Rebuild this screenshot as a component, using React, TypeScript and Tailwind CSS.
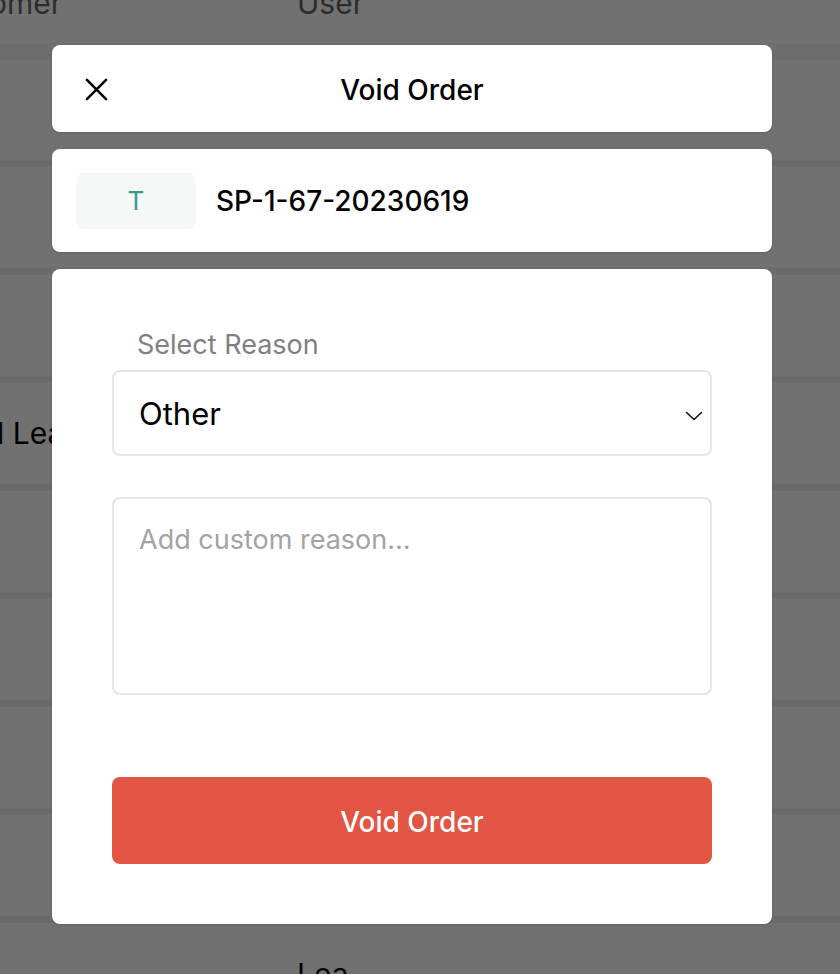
import React from "react";

const font = { fontFamily: "Inter, 'Noto Sans', sans-serif" };

function BgRow({ children }: { children?: React.ReactNode }) {
  return (
    <div className="flex h-[108px] items-center border-b-[7px] border-[#f0f0f0] bg-white text-[30px] text-black">
      {children}
    </div>
  );
}

export default function App() {
  return (
    <div className="relative h-[974px] w-[840px] overflow-hidden bg-white" style={font}>
      {/* background table */}
      <div className="flex flex-col">
        <div className="relative h-[44px] text-[30px] text-[#666666]">
          <span className="absolute left-[-76px] top-[-12px] leading-none">Customer</span>
          <span className="absolute left-[297px] top-[-12px] leading-none">User</span>
        </div>
        <div className="h-[16px] bg-[#f3f3f3]" />
        <div className="h-[107px] border-b-[7px] border-[#f0f0f0] bg-white" />
        <BgRow />
        <BgRow />
        <BgRow>
          <span className="ml-[-3px]">l Leaf</span>
        </BgRow>
        <BgRow />
        <BgRow />
        <BgRow />
        <BgRow />
        <div className="relative h-[60px] bg-white">
          <span className="absolute left-[297px] top-[36px] text-[30px] leading-none text-black">Lea</span>
        </div>
      </div>

      {/* overlay */}
      <div className="absolute inset-0 bg-black/[0.555]" />

      {/* modal */}
      <div className="absolute left-[52px] top-[45px] flex w-[720px] flex-col gap-[17px]">
        <div className="relative flex h-[87px] items-center justify-center rounded-[8px] bg-white pt-[3px] shadow">
          <button className="absolute left-[33px] top-[33px] text-black">
            <svg width="23" height="23" viewBox="0 0 24 24" fill="none" stroke="currentColor" strokeWidth="2.6" strokeLinecap="round">
              <path d="M2 2 L22 22 M22 2 L2 22" />
            </svg>
          </button>
          <span className="text-[28px] font-medium text-black">Void Order</span>
        </div>

        <div className="flex h-[103px] items-center gap-[20px] rounded-[8px] bg-white px-[24px] shadow">
          <div className="flex h-[56px] w-[120px] items-center justify-center rounded-[8px] bg-[#f4f9f7] text-[26px] text-[#3a9985]">
            T
          </div>
          <span className="text-[28px] font-medium text-black">SP-1-67-20230619</span>
        </div>

        <div className="flex h-[655px] flex-col rounded-[8px] bg-white px-[60px] pt-[58px] shadow">
          <label className="ml-[25px] text-[27px] leading-[36px] text-[#808080]">Select Reason</label>
          <div className="mt-[7px] flex h-[86px] items-center justify-between rounded-[8px] border-2 border-[#e6e6e6] pl-[25px] pr-[7px]">
            <span className="pt-[3px] text-[31px] text-black">Other</span>
            <svg width="18" height="10" viewBox="0 0 18 10" fill="none" stroke="#111" strokeWidth="1.6" strokeLinecap="round" strokeLinejoin="round" className="mt-[5px]">
              <path d="M1.5 1.5 L9 8.5 L16.5 1.5" />
            </svg>
          </div>
          <div className="mt-[41px] h-[198px] rounded-[8px] border-2 border-[#e6e6e6] px-[25px] pt-[21px]">
            <span className="text-[27px] leading-[40px] text-[#a3a3a3]">Add custom reason...</span>
          </div>
          <button className="mt-[82px] flex h-[87px] items-center justify-center rounded-[8px] bg-[#e25543] pt-[2px] text-[28px] font-medium text-white">
            Void Order
          </button>
        </div>
      </div>
    </div>
  );
}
^^^^
[Task to carry out] Copy out each line exactly, without the pictures.

[Correct response]
Rebuild this screenshot as a component, using React, TypeScript and Tailwind CSS.
import React from "react";

const font = { fontFamily: "Inter, 'Noto Sans', sans-serif" };

function BgRow({ children }: { children?: React.ReactNode }) {
  return (
    <div className="flex h-[108px] items-center border-b-[7px] border-[#f0f0f0] bg-white text-[30px] text-black">
      {children}
    </div>
  );
}

export default function App() {
  return (
    <div className="relative h-[974px] w-[840px] overflow-hidden bg-white" style={font}>
      {/* background table */}
      <div className="flex flex-col">
        <div className="relative h-[44px] text-[30px] text-[#666666]">
          <span className="absolute left-[-76px] top-[-12px] leading-none">Customer</span>
          <span className="absolute left-[297px] top-[-12px] leading-none">User</span>
        </div>
        <div className="h-[16px] bg-[#f3f3f3]" />
        <div className="h-[107px] border-b-[7px] border-[#f0f0f0] bg-white" />
        <BgRow />
        <BgRow />
        <BgRow>
          <span className="ml-[-3px]">l Leaf</span>
        </BgRow>
        <BgRow />
        <BgRow />
        <BgRow />
        <BgRow />
        <div className="relative h-[60px] bg-white">
          <span className="absolute left-[297px] top-[36px] text-[30px] leading-none text-black">Lea</span>
        </div>
      </div>

      {/* overlay */}
      <div className="absolute inset-0 bg-black/[0.555]" />

      {/* modal */}
      <div className="absolute left-[52px] top-[45px] flex w-[720px] flex-col gap-[17px]">
        <div className="relative flex h-[87px] items-center justify-center rounded-[8px] bg-white pt-[3px] shadow">
          <button className="absolute left-[33px] top-[33px] text-black">
            <svg width="23" height="23" viewBox="0 0 24 24" fill="none" stroke="currentColor" strokeWidth="2.6" strokeLinecap="round">
              <path d="M2 2 L22 22 M22 2 L2 22" />
            </svg>
          </button>
          <span className="text-[28px] font-medium text-black">Void Order</span>
        </div>

        <div className="flex h-[103px] items-center gap-[20px] rounded-[8px] bg-white px-[24px] shadow">
          <div className="flex h-[56px] w-[120px] items-center justify-center rounded-[8px] bg-[#f4f9f7] text-[26px] text-[#3a9985]">
            T
          </div>
          <span className="text-[28px] font-medium text-black">SP-1-67-20230619</span>
        </div>

        <div className="flex h-[655px] flex-col rounded-[8px] bg-white px-[60px] pt-[58px] shadow">
          <label className="ml-[25px] text-[27px] leading-[36px] text-[#808080]">Select Reason</label>
          <div className="mt-[7px] flex h-[86px] items-center justify-between rounded-[8px] border-2 border-[#e6e6e6] pl-[25px] pr-[7px]">
            <span className="pt-[3px] text-[31px] text-black">Other</span>
            <svg width="18" height="10" viewBox="0 0 18 10" fill="none" stroke="#111" strokeWidth="1.6" strokeLinecap="round" strokeLinejoin="round" className="mt-[5px]">
              <path d="M1.5 1.5 L9 8.5 L16.5 1.5" />
            </svg>
          </div>
          <div className="mt-[41px] h-[198px] rounded-[8px] border-2 border-[#e6e6e6] px-[25px] pt-[21px]">
            <span className="text-[27px] leading-[40px] text-[#a3a3a3]">Add custom reason...</span>
          </div>
          <button className="mt-[82px] flex h-[87px] items-center justify-center rounded-[8px] bg-[#e25543] pt-[2px] text-[28px] font-medium text-white">
            Void Order
          </button>
        </div>
      </div>
    </div>
  );
}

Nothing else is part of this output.